SCT Resolution 176 of 231  ·  Nucleosynthesis, BBN & Fundamental Physics  ·  ΛCDM Tension #58

He-4 Abundance

SCT_SOLUTION176

The primordial helium-4 mass fraction Y_p is one of the four light element benchmarks of BBN, predicted to be Y_p ~ 0.247 from standard BBN using the Planck baryon density. Measurements of Y_p in metal-poor extragalactic HII regions — where the helium abundance has been least contaminated by stellar nucleosynthesis — have historically shown a mild tension with this prediction, with some analyses preferring slightly higher values around Y_p ~ 0.2551 ± 0.0022 while others recover values consistent with the standard prediction. The tension, when present, suggests either a higher expansion rate during BBN (more relativistic species increasing the freeze-out temperature), a higher baryon density than Planck infers, or systematic errors in the emission line analysis of metal-poor nebulae. The sensitivity of Y_p to the effective number of relativistic species N_eff makes this measurement a key probe of BSM physics, yet the SCT framework addresses it without invoking new particle species.

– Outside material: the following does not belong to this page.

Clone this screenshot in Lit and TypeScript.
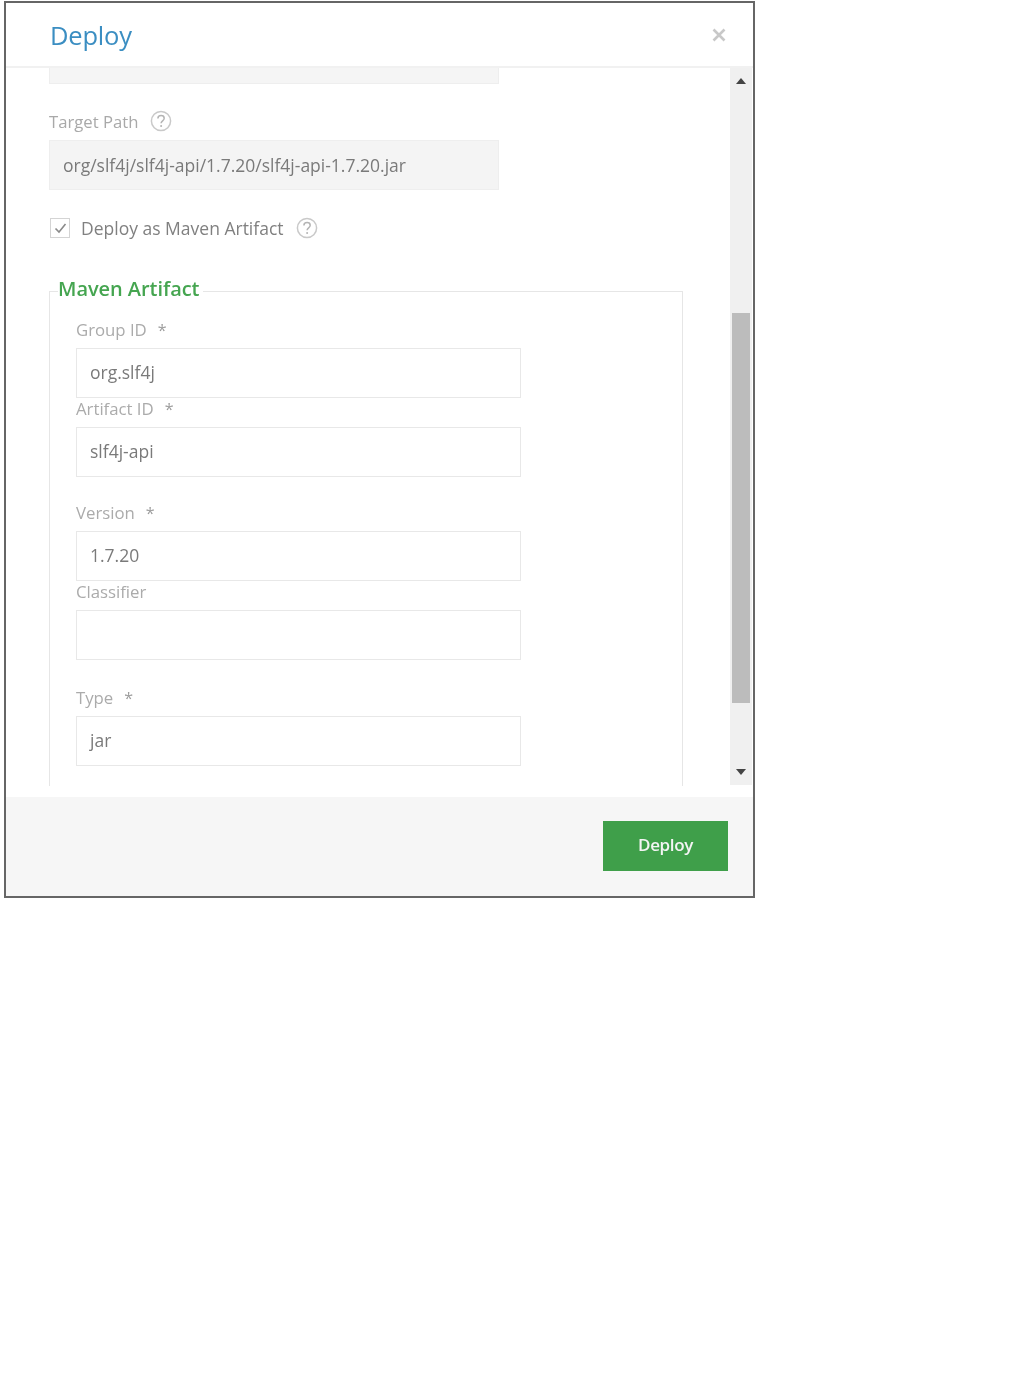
import { LitElement, html, css } from "lit";
import { customElement } from "lit/decorators.js";

const help = html`<svg class="help" viewBox="0 0 22 22" width="22" height="22" aria-hidden="true">
  <circle cx="11" cy="11" r="9.6" fill="none" stroke="#c9c9c9" stroke-width="1.5"></circle>
  <path d="M7.9 8.6c0-1.9 1.4-3 3.2-3s3.1 1.1 3.1 2.7c0 2.5-3.1 2.6-3.1 5" fill="none" stroke="#b4b4b4" stroke-width="1.5"></path>
  <circle cx="11.1" cy="16" r="1" fill="#b4b4b4"></circle>
</svg>`;

@customElement("app-root")
export class AppRoot extends LitElement {
  static styles = css`
    :host { display: block; font-family: "Open Sans", "Liberation Sans", sans-serif; background: #fff; height: 1392px; }
    * { box-sizing: border-box; }
    .page { padding: 1px 0 0 4px; filter: blur(0.55px); }
    .dialog { width: 751px; height: 897px; border: 2px solid #666; display: flex; flex-direction: column; background: #fff; }
    .header { height: 65px; flex: none; border-bottom: 2px solid #f1f1f1; display: flex; align-items: center; justify-content: space-between; padding: 0 27px 0 44px; }
    .title { font-size: 25.5px; color: #3b8ec2; line-height: 36px; letter-spacing: -0.2px; }
    .close { width: 14px; height: 14px; }
    .middle { height: 718px; flex: none; display: flex; overflow: hidden; }
    .content { flex: 1; min-width: 0; overflow: hidden; padding-left: 43px; }
    .stub { width: 450px; height: 16px; background: #f5f5f5; border: 1px solid #eeeeee; border-top: none; }
    .target-label { margin-top: 23px; height: 28px; display: flex; align-items: center; gap: 11px; color: #a9a9a9; font-size: 16.7px; }
    .readonly { width: 450px; height: 50px; margin-top: 5px; background: #f4f4f4; border: 1px solid #eeeeee; padding-left: 13px; display: flex; align-items: center; color: #7a7a7a; font-size: 17.5px; }
    .check-row { margin-top: 27px; height: 22px; display: flex; align-items: center; color: #808080; font-size: 17.5px; }
    .box { width: 20px; height: 20px; border: 1.5px solid #d4d4d4; display: flex; align-items: center; justify-content: center; margin-right: 11px; margin-left: 1px; }
    .check-row .help { margin-left: 12px; }
    fieldset { margin: 36px 0 0 0; padding: 0 0 40px 26px; width: 634px; border: 1.5px solid #e6e6e6; }
    legend { color: #45a550; font-size: 20px; font-weight: 600; padding: 0 4px 6px 0; margin-left: -18px; line-height: 27px; letter-spacing: -0.05px; }
    .field { width: 445px; }
    .field.first { margin-top: 11px; }
    .field.tight { margin-top: 0; }
    .field.loose { margin-top: 25px; }
    .field.looser { margin-top: 27px; }
    .label { height: 29px; line-height: 22px; display: flex; gap: 11px; color: #ababab; font-size: 16.8px; letter-spacing: -0.02px; }
    .star { color: #9c9c9c; font-size: 16px; }
    .input { height: 50px; border: 1.5px solid #e8e8e8; padding: 0 0 3px 13px; display: flex; align-items: center; color: #7a7a7a; font-size: 17.5px; }
    .scrollbar { width: 22px; flex: none; background: #f0f0f0; display: flex; flex-direction: column; align-items: center; margin-right: 1px; height: 717px; }
    .arrow { flex: none; height: 26px; display: flex; align-items: center; }
    .up { margin-bottom: 219px; }
    .thumb { flex: none; width: 18px; height: 390px; background: #bcbcbc; }
    .gap { flex: 1; }
    .footer { flex: 1; margin-top: 11px; background: #f6f6f6; display: flex; justify-content: flex-end; align-items: flex-start; padding: 24px 25px 0 0; }
    .btn { width: 125px; height: 50px; padding-bottom: 3px; background: #3f9f4a; display: flex; align-items: center; justify-content: center; color: #f4f4f4; font-size: 17px; font-weight: 600; letter-spacing: -0.35px; }
  `;

  field(label: string, value: string, cls: string, required = true) {
    return html`<div class="field ${cls}">
      <div class="label"><span>${label}</span>${required ? html`<span class="star">*</span>` : ""}</div>
      <div class="input">${value}</div>
    </div>`;
  }

  render() {
    return html`<div class="page"><div class="dialog">
      <div class="header">
        <span class="title">Deploy</span>
        <svg class="close" viewBox="0 0 14 14"><path d="M1.5 1.5l11 11M12.5 1.5l-11 11" stroke="#c8c8c8" stroke-width="2.6" fill="none"></path></svg>
      </div>
      <div class="middle">
        <div class="content">
          <div class="stub"></div>
          <div class="target-label"><span>Target Path</span>${help}</div>
          <div class="readonly">org/slf4j/slf4j-api/1.7.20/slf4j-api-1.7.20.jar</div>
          <div class="check-row">
            <span class="box"><svg width="13" height="11" viewBox="0 0 13 11"><path d="M1.5 5.5l3.5 3.6 6.5-8" fill="none" stroke="#8a8a8a" stroke-width="1.6"></path></svg></span>
            <span>Deploy as Maven Artifact</span>${help}
          </div>
          <fieldset>
            <legend>Maven Artifact</legend>
            ${this.field("Group ID", "org.slf4j", "first")}
            ${this.field("Artifact ID", "slf4j-api", "tight")}
            ${this.field("Version", "1.7.20", "loose")}
            ${this.field("Classifier", "", "tight", false)}
            ${this.field("Type", "jar", "looser")}
          </fieldset>
        </div>
        <div class="scrollbar">
          <div class="arrow up"><svg width="10" height="6" viewBox="0 0 10 6"><path d="M5 0l5 6H0z" fill="#444"></path></svg></div>
          <div class="thumb"></div>
          <div class="gap"></div>
          <div class="arrow"><svg width="10" height="6" viewBox="0 0 10 6"><path d="M0 0h10L5 6z" fill="#444"></path></svg></div>
        </div>
      </div>
      <div class="footer"><div class="btn">Deploy</div></div>
    </div></div>`;
  }
}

Successive Collision Theory addresses the helium-4 abundance through its modification of the effective expansion rate during the BBN epoch. In SCT, the collision thermalization event deposited kinetic energy into the photon-baryon plasma instantaneously, establishing the initial conditions for BBN with a specific baryon-to-photon ratio η and a specific radiation energy density. The tensor mesh of the overlapping nested frame hierarchy contributes a smooth, distributed gravitational energy density to the total energy budget at all epochs including BBN. This superposition contribution to the stress-energy tensor enters the Friedmann equation as an additional effective energy density during the radiation-dominated epoch, modestly increasing the Hubble rate H(z) at z ~ 10⁸ compared to the pure radiation-plus-matter standard model. A slightly higher H at BBN temperatures shifts the neutron freeze-out temperature upward, increasing the neutron-to-proton ratio at freeze-out and therefore boosting the helium-4 yield.

The magnitude of the gravitational superposition contribution to H during BBN is small — at the level of a fraction of a percent in energy density — but is physically determined by the same superposition term that explains the lensing amplitude excess A_lens > 1 and the S₈ tension at late times. SCT therefore predicts a correlated set of signatures: a mild helium-4 excess above the pure BBN prediction, an elevated A_lens in the CMB, and an enhanced S₈ clustering amplitude, all arising from the same gravitational superposition mechanism at different epochs. The fact that all three observations show mild excesses in the same direction provides a coherent multi-epoch test of the superposition contribution to the stress-energy tensor — a prediction unique to SCT that no single-parameter modification of ΛCDM can simultaneously reproduce.